STORED DATA:
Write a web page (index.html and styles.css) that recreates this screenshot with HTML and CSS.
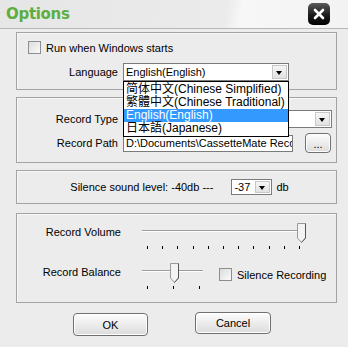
FILE: index.html
```html
<!DOCTYPE html>
<html lang="en">

<head>
  <meta charset="UTF-8">
  <title>Options</title>
  <link rel="stylesheet" href="styles.css">
</head>

<body>
  <div class="window">

    <div class="titlebar">
      <span class="title">Options</span>
      <span class="close">
        <svg width="22" height="22" viewBox="0 0 22 22">
          <path d="M7 7 L15 15 M15 7 L7 15" stroke="#fff" stroke-width="2.6" stroke-linecap="round" />
        </svg>
      </span>
    </div>

    <div class="content">

      <!-- General -->
      <div class="group group-general">
        <div class="check-row">
          <span class="checkbox"></span>
          <span>Run when Windows starts</span>
        </div>
        <div class="field-row lang-row">
          <span class="label">Language</span>
          <div class="combo combo-lang">
            <span class="combo-text">English(English)</span>
            <span class="arrow"></span>
            <ul class="dropdown">
              <li>简体中文(Chinese Simplified)</li>
              <li>繁體中文(Chinese Traditional)</li>
              <li class="selected">English(English)</li>
              <li>日本語(Japanese)</li>
            </ul>
          </div>
        </div>
      </div>

      <!-- Recording -->
      <div class="group group-record">
        <div class="field-row">
          <span class="label">Record Type</span>
          <div class="combo combo-type">
            <span class="arrow"></span>
          </div>
        </div>
        <div class="field-row path-row">
          <span class="label">Record Path</span>
          <div class="path-input"><span>D:\Documents\CassetteMate Recor</span></div>
          <button class="btn btn-browse">...</button>
        </div>
      </div>

      <!-- Silence -->
      <div class="group group-silence">
        <span>Silence sound level: -40db ---</span>
        <div class="combo combo-level">
          <span class="combo-text">-37</span>
          <span class="arrow"></span>
        </div>
        <span>db</span>
      </div>

      <!-- Volume -->
      <div class="group group-volume">
        <div class="slider-row">
          <span class="slider-label">Record Volume</span>
          <div class="slider slider-volume">
            <div class="track"></div>
            <svg class="thumb thumb-volume" width="9" height="20" viewBox="0 0 9 20">
              <path d="M0.5 0.5 H8.5 V15 L4.5 19.5 L0.5 15 Z" fill="#f3f3f3" stroke="#9a9a9a" />
              <path d="M8.5 0.5 V15 L4.5 19.5" fill="none" stroke="#555" />
            </svg>
            <div class="ticks">
              <i></i><i></i><i></i><i></i><i></i><i></i><i></i><i></i><i></i><i></i><i></i>
            </div>
          </div>
        </div>
        <div class="slider-row">
          <span class="slider-label">Record Balance</span>
          <div class="slider slider-balance">
            <div class="track"></div>
            <svg class="thumb thumb-balance" width="9" height="20" viewBox="0 0 9 20">
              <path d="M0.5 0.5 H8.5 V15 L4.5 19.5 L0.5 15 Z" fill="#f3f3f3" stroke="#9a9a9a" />
              <path d="M8.5 0.5 V15 L4.5 19.5" fill="none" stroke="#555" />
            </svg>
            <div class="ticks">
              <i></i><i></i><i></i>
            </div>
          </div>
          <div class="check-row silence-check">
            <span class="checkbox"></span>
            <span>Silence Recording</span>
          </div>
        </div>
      </div>

      <div class="buttons">
        <button class="btn btn-ok">OK</button>
        <button class="btn btn-cancel">Cancel</button>
      </div>

    </div>
  </div>
</body>

</html>
```

FILE: styles.css
```css
body {
  margin: 0;
  padding: 0;
  background-color: #ececec;
  font-family: 'Liberation Sans', Arial, sans-serif;
  font-size: 11px;
  color: #000;
}

.window {
  width: 348px;
  height: 347px;
  overflow: hidden;
}

/* Title bar */
.titlebar {
  height: 28px;
  display: flex;
  align-items: center;
  justify-content: space-between;
  padding: 0 18px 0 6px;
  border-bottom: 1px solid #b8b8b8;
  background: linear-gradient(100deg, #e6e6e6 0, #ebebeb 225px, #f7f7f7 240px, #f3f3f3 100%);
}

.title {
  font-family: 'DejaVu Sans', Verdana, sans-serif;
  font-weight: bold;
  font-size: 15px;
  color: #5cae40;
  letter-spacing: -0.3px;
}

.close {
  width: 22px;
  height: 22px;
  border-radius: 5px;
  background: linear-gradient(#5a5a5a, #1c1c1c 55%, #000);
  display: block;
}

.close svg {
  display: block;
}

.content {
  padding: 3px 11px 0 16px;
}

/* Group boxes */
.group {
  border: 1px solid #a3a3a3;
  box-shadow: inset 1px 1px 0 #f8f8f8;
  box-sizing: border-box;
}

.group + .group {
  margin-top: 7px;
}

.group-general {
  height: 58px;
  padding-top: 8px;
}

.group-record {
  height: 66px;
  padding-top: 12px;
}

.group-silence {
  height: 34px;
  margin-top: 7px;
  display: flex;
  align-items: center;
  justify-content: center;
  gap: 4px;
  padding-left: 6px;
}

.group-volume {
  height: 90px;
  margin-top: 9px !important;
  padding-top: 9px;
}

/* Checkboxes */
.check-row {
  display: flex;
  align-items: center;
  gap: 5px;
  margin-left: 11px;
  height: 13px;
}

.checkbox {
  width: 11px;
  height: 11px;
  border: 1px solid #8e8e8e;
  background: linear-gradient(135deg, #dcdcdc, #fafafa);
}

/* Label + field rows */
.field-row {
  display: flex;
  align-items: center;
}

.label {
  width: 101px;
  padding-right: 5px;
  text-align: right;
}

.lang-row {
  margin-top: 9px;
}

.path-row {
  margin-top: 5px;
  height: 20px;
}

/* Combo boxes */
.combo {
  position: relative;
  height: 18px;
  box-sizing: border-box;
  border: 1px solid #7b7b7b;
  background-color: white;
  display: flex;
  align-items: center;
}

.combo-text {
  padding-left: 2px;
}

.combo-lang {
  width: 166px;
}

.combo-type {
  width: 209px;
}

.combo-level {
  width: 41px;
  height: 16px;
  margin-left: 14px;
  margin-right: 0;
}

.arrow {
  position: absolute;
  right: 1px;
  top: 1px;
  bottom: 1px;
  width: 15px;
  box-sizing: border-box;
  border: 1px solid #c8c8c8;
  background: linear-gradient(#f6f6f6, #e2e2e2);
}

.arrow::after {
  content: '';
  position: absolute;
  left: 3px;
  top: 5px;
  border-left: 3.5px solid transparent;
  border-right: 3.5px solid transparent;
  border-top: 4px solid #000;
}

.combo-level .arrow::after {
  top: 4px;
}

/* Open language list */
.dropdown {
  position: absolute;
  left: -1px;
  top: 17px;
  width: 166px;
  box-sizing: border-box;
  margin: 0;
  padding: 1px 0 1px;
  list-style: none;
  border: 1px solid #000;
  background-color: white;
  font-family: 'Liberation Sans', 'Noto Sans CJK SC', sans-serif;
  font-size: 12px;
  z-index: 2;
}

.dropdown li {
  height: 13px;
  line-height: 13px;
  padding-left: 2px;
  white-space: nowrap;
}

.dropdown li.selected {
  background-color: #3399ff;
  color: white;
}

/* Path */
.path-input {
  width: 170px;
  height: 17px;
  box-sizing: border-box;
  border: 1px solid #7b7b7b;
  background-color: white;
  padding-left: 2px;
  line-height: 15px;
  white-space: nowrap;
  overflow: hidden;
}

/* Buttons */
.btn {
  font-family: 'Liberation Sans', Arial, sans-serif;
  font-size: 11px;
  color: #000;
  border: 1px solid #707070;
  border-radius: 4px;
  background: linear-gradient(#fdfdfd, #ececec 50%, #dcdcdc);
  box-shadow: inset 0 0 0 1px #fff;
  padding: 0;
  cursor: pointer;
}

.btn-browse {
  width: 26px;
  height: 20px;
  margin-left: 12px;
  line-height: 20px;
}

.buttons {
  display: flex;
  align-items: flex-start;
  gap: 47px;
  padding-left: 57px;
  margin-top: 9px;
}

.btn-ok {
  width: 75px;
  height: 23px;
  margin-top: 1px;
}

.btn-cancel {
  width: 76px;
  height: 22px;
}

/* Sliders */
.slider-row {
  display: flex;
  align-items: flex-start;
  height: 27px;
}

.slider-row + .slider-row {
  margin-top: 13px;
}

.slider-label {
  width: 104px;
  text-align: right;
  margin-top: 3px;
  margin-right: 21px;
}

.slider {
  position: relative;
  height: 27px;
}

.slider-volume {
  width: 163px;
}

.slider-balance {
  width: 63px;
}

.track {
  position: absolute;
  left: 0;
  right: 2px;
  top: 7px;
  border-top: 1px solid #9c9c9c;
  border-bottom: 1px solid #fff;
}

.thumb {
  position: absolute;
  top: 0;
}

.thumb-volume {
  left: 155px;
}

.thumb-balance {
  left: 28px;
}

.ticks {
  position: absolute;
  left: 5px;
  right: 5px;
  top: 23px;
  display: flex;
  justify-content: space-between;
}

.ticks i {
  width: 1px;
  height: 3px;
  background-color: #000;
}

.silence-check {
  margin-left: 14px;
  margin-top: 5px;
}
```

DIRECTION: Copy each line that holds the word "index".

COMPLETE OUTPUT:
Write a web page (index.html and styles.css) that recreates this screenshot with HTML and CSS.
FILE: index.html
  z-index: 2;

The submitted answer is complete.